I got an urgent message from amazon regarding a purchase I made. Which surprised me, because as a matter of policy I don’t buy from amazon. My policy, like many other people’s, is to refuse to feed the amazon monster, partly so that I am not financing new tits for any of Jeff Bezos’s former or future wives, and also because the company has become the new-age Walmart and ruined good economies the world over by sheer force of its dominance in the market. I mean, maybe I have to live in an unregulated capitalist society, but I don’t have to goose it along.

So what I do, theoretically, is I peruse the amazon Wide World of Everything, and then I find something and buy it from someone else. The original producer, if possible. That’s what I do. Theoretically.

That’s what I do unless I kinda really want it right now and I can’t find another outfit that will send it to me or a store in town that sells it, and I’ve had at least one “fuck it” beer, and then I just order it from amazon.

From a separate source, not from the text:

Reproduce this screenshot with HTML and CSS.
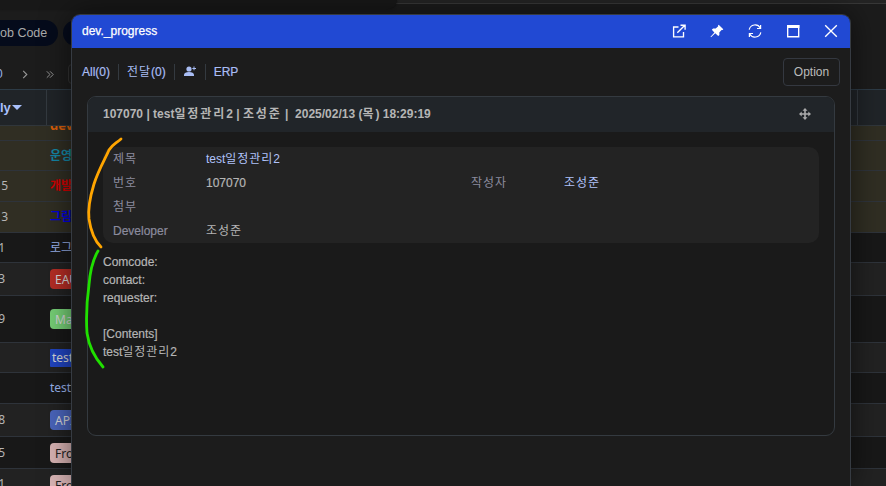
FILE: index.html
```html
<!DOCTYPE html>
<html lang="ko">
<head>
<meta charset="utf-8">
<title>dev._progress</title>
<link rel="stylesheet" href="styles.css">
</head>
<body>
<div class="page">
  <div class="topbar"><div class="topbar-tab"></div></div>
  <div class="chips"><span class="chip chip-first">ob Code</span><span class="chip chip-next"></span></div>
  <div class="pager">
    <span class="pager-total">0</span>
    <svg class="chev" viewBox="0 0 6 10"><path d="M1 1l4 4-4 4"/></svg>
    <svg class="chev2" viewBox="0 0 10 10"><path d="M1 1l4 4-4 4M5 1l4 4-4 4"/></svg>
    <span class="pager-box"></span>
  </div>
  <div class="table">
    <div class="row head"><span class="cell num">ly<i class="caret"></i></span><span class="cell name"></span><span class="cell last"></span></div>
    <div class="row gold r15"><span class="num"></span><b class="name orange">dev.</b></div>
    <div class="row gold r30"><span class="num"></span><b class="name cyan">운영</b></div>
    <div class="row gold r31"><span class="num single">5</span><b class="name red">개발</b></div>
    <div class="row gold r31"><span class="num single">3</span><b class="name blue">그림</b></div>
    <div class="row dark r30"><span class="num">1</span><span class="name link">로그</span></div>
    <div class="row lite r33"><span class="num">3</span><span class="tag tag-red">EAU</span></div>
    <div class="row dark r47"><span class="num">9</span><span class="tag tag-green">Ma</span></div>
    <div class="row lite r30"><span class="num"></span><span class="tag tag-blue">test</span></div>
    <div class="row dark r31"><span class="num"></span><span class="name link">test</span></div>
    <div class="row lite r33"><span class="num">8</span><span class="tag tag-indigo">API</span></div>
    <div class="row dark r32"><span class="num">5</span><span class="tag tag-pink">Fro</span></div>
    <div class="row lite r18"><span class="num">1</span><span class="tag tag-pink">Fro</span></div>
  </div>
</div>

<section class="window">
  <header class="titlebar">
    <span class="title">dev._progress</span>
    <span class="controls">
      <svg viewBox="0 0 14 14"><path class="line" d="M6.5 3H1.6v9.9h9.9V8M8.5 1.2h4.6v4.6M5.3 8.7l7.3-7.3"/></svg>
      <svg viewBox="0 0 14 14"><path class="fill" d="M8.7.8l4.6 4.5-.7.8-1-.1-2.3 2.4.1 2.5-1.2 1.2-2.9-2.8L1 13.2l-.5-.5 3.9-4.3L1.8 5.7l1.3-1.2 2.6.1 2.5-2.3-.2-.9z"/></svg>
      <svg viewBox="0 0 14 14"><path class="line thin" d="M1.2 5.7A6 6 0 0 1 12.3 4M12.6.9v3.6H9M12.8 8.3A6 6 0 0 1 1.7 10M1.4 13.1V9.5H5"/></svg>
      <svg viewBox="0 0 14 14"><path class="line" d="M1.7 1.7h11v11h-11z"/><path class="fill" d="M1 1h12.4v3H1z"/></svg>
      <svg viewBox="0 0 14 14"><path class="line" d="M1.2 1.2l11.6 11.6M12.8 1.2L1.2 12.8"/></svg>
    </span>
  </header>
  <nav class="toolbar">
    <span class="tool">All(0)</span>
    <span class="tool"><span class="ko">전달</span>(0)</span>
    <span class="tool tool-icon"><svg viewBox="0 0 12 12"><circle cx="5" cy="4" r="2.6"/><path d="M0 11V9.8Q.4 7 5 7t5 2.8V11zM8.3 2.9h1.2V1.5h1v1.4H12v1h-1.5v1.4h-1V3.9H8.3z"/></svg></span>
    <span class="tool">ERP</span>
    <button class="option">Option</button>
  </nav>
  <article class="card">
    <header class="card-head">
      <span class="card-title">107070 | test<span class="ko">일정관리</span>2 | <span class="ko">조성준</span> |&nbsp; 2025/02/13 (<span class="ko">목</span>) 18:29:19</span>
      <svg class="move" viewBox="0 0 12 12"><path d="M6 0l2.5 2.7H6.8v2.5h2.5V3.5L12 6 9.3 8.5V6.8H6.8v2.5h1.7L6 12 3.5 9.3h1.7V6.8H2.7v1.7L0 6l2.7-2.5v1.7h2.5V2.7H3.5z"/></svg>
    </header>
    <div class="card-body">
      <div class="fields">
        <span class="label ko">제목</span><span class="value accent">test<span class="ko">일정관리</span>2</span><span></span><span></span>
        <span class="label ko">번호</span><span class="value strong">107070</span><span class="label ko">작성자</span><span class="value accent ko">조성준</span>
        <span class="label ko">첨부</span><span></span><span></span><span></span>
        <span class="label latin">Developer</span><span class="value ko">조성준</span><span></span><span></span>
      </div>
      <div class="content">
        <div>Comcode:</div>
        <div>contact:</div>
        <div>requester:</div>
        <div>&nbsp;</div>
        <div>[Contents]</div>
        <div>test<span class="ko">일정관리</span>2</div>
      </div>
    </div>
  </article>
</section>
<svg class="marks" viewBox="0 0 886 486">
  <path class="mark-orange" d="M121 139C115 144 112 145 109 150C106 157 98 171 94 184C90 197 88 210 89 219C91 233 95 241 101 247"/>
  <path class="mark-green" d="M98 251C92 261 90 272 89 285C87 299 86 318 87 333C89 347 96 359 103 367"/>
</svg>
</body>
</html>
```

FILE: styles.css
```css
* { box-sizing: border-box; }
body { margin: 0; width: 886px; height: 486px; overflow: hidden; position: relative; background: #1c1c1c; color: #b5b5b5; font: 12px/18px "Liberation Sans", "Noto Sans CJK KR", sans-serif; }
svg { display: block; flex: none; }
.ko { letter-spacing: .96px; -webkit-text-stroke: 0; }

.page { height: 486px; overflow: hidden; display: flex; flex-direction: column; }
.topbar { height: 4px; flex: none; background: #242424; border-bottom: 1px solid #383838; }
.topbar-tab { width: 397px; height: 9px; background: #181818; border-radius: 0 0 9px 0; box-shadow: 0 0 3px #111; position: relative; }
.chips { display: flex; gap: 5px; padding-top: 16px; height: 42px; flex: none; }
.chip { height: 26px; border-radius: 13px; background: #050b1b; font-size: 12.5px; line-height: 26px; color: #aaa; white-space: nowrap; }
.chip-first { width: 58px; border-radius: 0 13px 13px 0; }
.chip-next { width: 80px; }
.pager { display: flex; align-items: center; height: 43px; flex: none; padding-top: 13px; }
.pager-total { width: 22px; margin-left: -4px; color: #9bb3e8; }
.pager svg { fill: none; stroke: #999; stroke-width: 1.2; }
.chev { width: 6px; height: 9px; margin: 0 18px 0 4px; }
.chev2 { width: 8px; height: 9px; }
.pager-box { width: 80px; height: 20px; margin-left: 14px; border: 1px solid #333; border-radius: 4px; }

.table { font-family: "Noto Sans", "Noto Sans CJK KR", sans-serif; flex: none; }
.row { display: flex; align-items: center; border-bottom: 1px solid #2e333a; white-space: nowrap; overflow: hidden; }
.row .num { width: 56px; margin-left: -9px; flex: none; text-align: right; padding-right: 42px; margin-right: 3px; }
.row .single { padding-right: 39px; }
.head { height: 37px; background: #202428; border-top: 1px solid #2d3b46; border-bottom-color: #30363b; align-items: stretch; }
.row.head .num { width: 47px; margin: 0; padding: 0; text-align: left; border-right: 1px solid #343a40; color: #a9c0fb; font: bold 13px/36px "Liberation Sans", sans-serif; }
.caret { display: inline-block; border: 5px solid transparent; border-top: 5px solid #a9c0fb; border-bottom: 0; margin: 0 0 2px 1px; }
.head .name { width: 811px; border-right: 1px solid #343a40; }
.r15 { height: 15px; }
.r18 { height: 18px; align-items: flex-start; padding-top: 6px; border: 0; }
.r30 { height: 30px; }
.r31 { height: 31px; }
.r32 { height: 32px; }
.r33 { height: 33px; }
.r47 { height: 47px; }
.gold { background: #302e23; }
.dark { background: #181818; }
.lite { background: #222; }
.orange { color: #d75d0b; margin-top: -17px; font-size: 13px; }
.cyan { color: #1486a5; }
.red { color: #d00000; }
.blue { color: #0000df; }
.link { color: #9bb4ef; }
.tag { height: 20px; padding: 1px 5px 0; border-radius: 4px; line-height: 20px; font-size: 12px; color: #d8d8d8; width: 60px; }
.tag-red { background: #b52d25; }
.tag-green { background: #76cf76; }
.tag-blue { background: #2044c0; border-radius: 1px; padding: 0 2px; height: 18px; line-height: 18px; }
.tag-indigo { background: #4a65bc; }
.tag-pink { background: #d9b4b4; color: #222; }

.window { position: absolute; left: 71px; top: 14px; width: 780px; height: 472px; border: 1px solid #363b42; border-bottom: 0; border-radius: 9px 9px 0 0; background: #1c1c1c; box-shadow: 0 0 30px rgba(0,0,0,.55); overflow: hidden; }
.titlebar { height: 33px; background: #2149d3; display: flex; align-items: center; justify-content: space-between; padding: 0 12px 0 10px; }
.title { color: #fff; -webkit-text-stroke: .25px #fff; margin-top: -2px; }
.controls { display: flex; gap: 24px; margin-top: -1px; }
.controls svg { width: 14px; height: 14px; }
.line { fill: none; stroke: #fff; stroke-width: 1.35; }
.thin { stroke-width: 1.2; }
.fill { fill: #fff; }
.toolbar { height: 48px; display: flex; align-items: center; padding: 0 10px; color: #a9bdf4; }
.tool { height: 16px; line-height: 16px; padding-right: 8px; margin-right: 8px; border-right: 1px solid #343a40; -webkit-text-stroke: .2px #a9bdf4; white-space: nowrap; }
.tool .ko { -webkit-text-stroke: 0; letter-spacing: .96px; }
.tool:nth-child(4) { border: 0; }
.tool-icon { padding-right: 9px; padding-left: 1px; }
.tool-icon svg { width: 12px; height: 12px; fill: #a9bdf4; margin-top: 1px; }
.option { margin-left: auto; width: 57px; height: 28px; padding: 0; background: #1c1c1c; border: 1px solid #343840; border-radius: 4px; color: #bbb; font: inherit; }

.card { width: 748px; height: 340px; margin-left: 15px; border: 1px solid #343a40; border-radius: 9px; overflow: hidden; background: #1a1a1a; }
.card-head { height: 35px; background: #212529; display: flex; align-items: center; justify-content: space-between; padding: 0 23px 0 15px; }
.card-title { font-weight: bold; white-space: nowrap; margin-top: -2px; }
.card-title .ko { letter-spacing: 1.9px; }
.move { width: 12px; height: 12px; fill: #aaa; margin-top: -1px; }
.card-body { padding: 15px; }
.fields { display: grid; grid-template-columns: 93px 265px 93px 1fr; grid-auto-rows: 24px; line-height: 24px; height: 96px; padding-left: 10px; border-radius: 10px; background: #232323; }
.label { color: #8b8b9e; }
.latin { -webkit-text-stroke: .2px #8b8b9e; }
.accent { color: #b0c2fa; }
.strong { -webkit-text-stroke: .2px #b5b5b5; }
.content { margin-top: 10px; -webkit-text-stroke: .2px #b5b5b5; }

.marks { position: absolute; inset: 0; width: 886px; height: 486px; pointer-events: none; fill: none; stroke-width: 2.8; stroke-linecap: round; }
.mark-orange { stroke: #ffa500; }
.mark-green { stroke: #20e000; }
```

I have a similar relationship with the use of Roundup.

Okay, so, yeah. In a weak moment, obviously, I ordered this thing from amazon. And amazon wants me to know the product is dangerous and I should quit using it at once. Amazon is always watching me watching over me, which doesn’t feel as good as it ought to. No word given, by the way, on what is so dangerous about this product. Just quit using it. Hey, thanks. I spent good money on that thing and I want to know if it’s super dangerous, or just a little sketchy.

But no further information was forthcoming.

The product in question is the HydroHose, one of the latest in the new generation of hoses that work like a dream and then shrink up like a threatened scrotum when you turn the water off. I am in love with these hoses. I already know they’re problematic.

The first one I used was called a Pocket Hose. It cost $19.99, as seen on TV, and it solved everything. You could turn the water on, your hose would engorge to 50 feet or 75 or whatever length you bought, and then when you turn the water off the whole hose would shrink up into an impotent little pile of hose spaghetti, sulking meekly under the spigot. No coiling, no kinking, no rolling the thing onto a reel, nothing. I used the Pocket Hose for a nice summer season, and at some point BLAM the thing blew up, and I took it back to the store I bought it from for a refund. I did this numerous times with numerous hoses. At some point I walked up to the service counter with my neutered hose and before I even opened my mouth, the clerk popped open the cash register, slapped a twenty on the counter for me, and said “Next?”

By which I deduced the hoses were famously faulty. I didn’t care. It was worth it for me to have a whole summer of hose serenity punctuated with a very loud exclamation point. If it cost me twenty bucks a season, it was well worth it.

But then they got more expensive and there were more brands on the market, and many of them promised a little more life. The original store I was buying Pocket Hoses from quit putting them on the shelves altogether. How about if I just get this hose for twice as much and it would last a lot longer? That’s what they were claiming. Customer reviews were encouraging. The technology had improved.

And now I learn that the thing earned five stars because all the people who would have downgraded it are DEAD. Or something. Amazon wasn’t letting on, so I dug into it.

When one of my Pocket Hoses exploded, and they all did eventually, you could see war veterans hitting the pavement all down the street. These new ones are far stouter. But when they go off they really go off. There have been reports of deafness, bruised bones, and sprains attributed to the devices in their last second of life.

But the warning was issued by the US Consumer Product Safety Commission, an independent board protecting American citizens. Mere days after the hose announcement, three of the five commissioners of the CPSC were terminated by President Trump for being Biden appointees. A District Court ruled the terminations unlawful because they could only be fired for malfeasance, but the Supreme Court reiterated the President’s power to fire anyone he damn felt like for whatever fool reason he had.

So I’m keeping my hoses in the name of personal freedom. Thanks to the administration, job numbers are up, climate change is not a problem, and my scrotal hose is the dream product I always wanted.